New orders to U.S. factories fell less than economists had expected in January, according to data released Monday by the Commerce Department, in what is yet more data suggesting the U.S. economy is on solid footing for a recovery this year.
While orders fell 1 percent, when compared to December, economists surveyed by Bloomberg had expected a substantially larger drop, with the median forecast being minus 1.4 percent. The decline in bookings follows three months of increases and is at least partly the result of new orders for capital goods in the last few months of 2011, which drove up the backlog at many factories.
Rising oil prices and the end of certain tax credits at the beginning of 2012, both of which cause capital goods to be relatively more expensive and the business environment to be more uncertain, also likely negatively affected ordering decisions in January.

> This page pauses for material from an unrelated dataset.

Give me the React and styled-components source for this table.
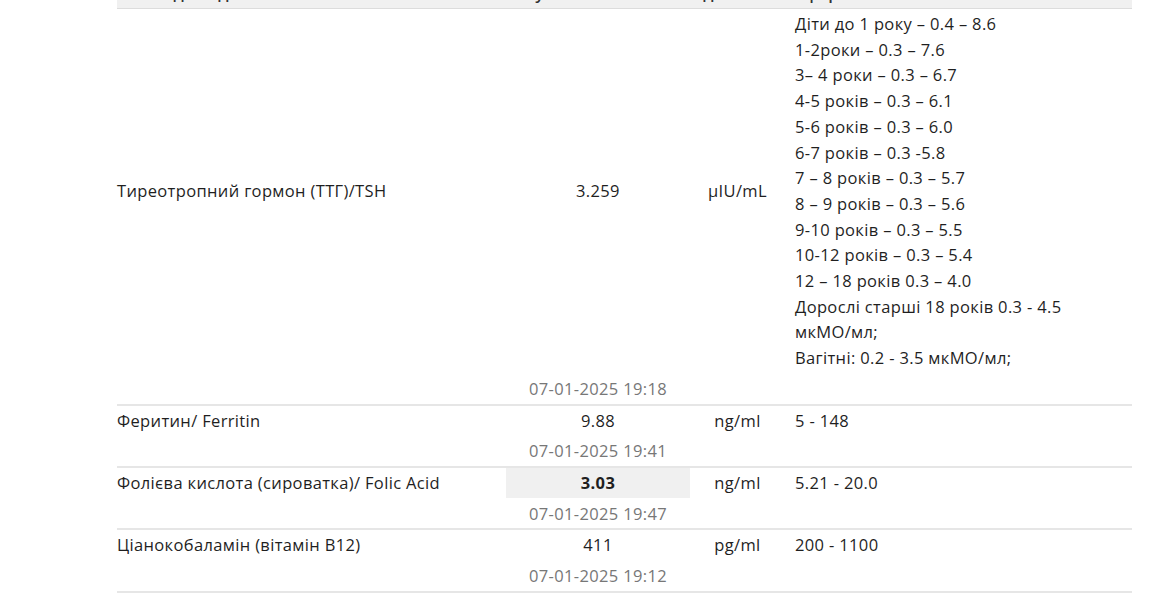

Peter Newland, an economist with Barclays Capital, wrote in a note to clients that while the decline represented weakness compared to the fourth quarter of 2011, the drop was less than his model had forecast and at least partly reflects the tendency for the first month of a quarter to be much softer than subsequent months.
Nearly all the decline in new orders could be attributed to lesser demand for goods from heavy industries, including those producing industrial machinery and metal goods. New orders for non-defense aircraft were also muted.
Also on a positive note for the economy: the ratio of unfilled orders to shipments for durable goods industries rose by 1 percent, suggesting manufacturers had 6.10 months worth of orders in the pipeline. A rise in that ratio generally precedes expansion and hiring as factories try to manage their backlog.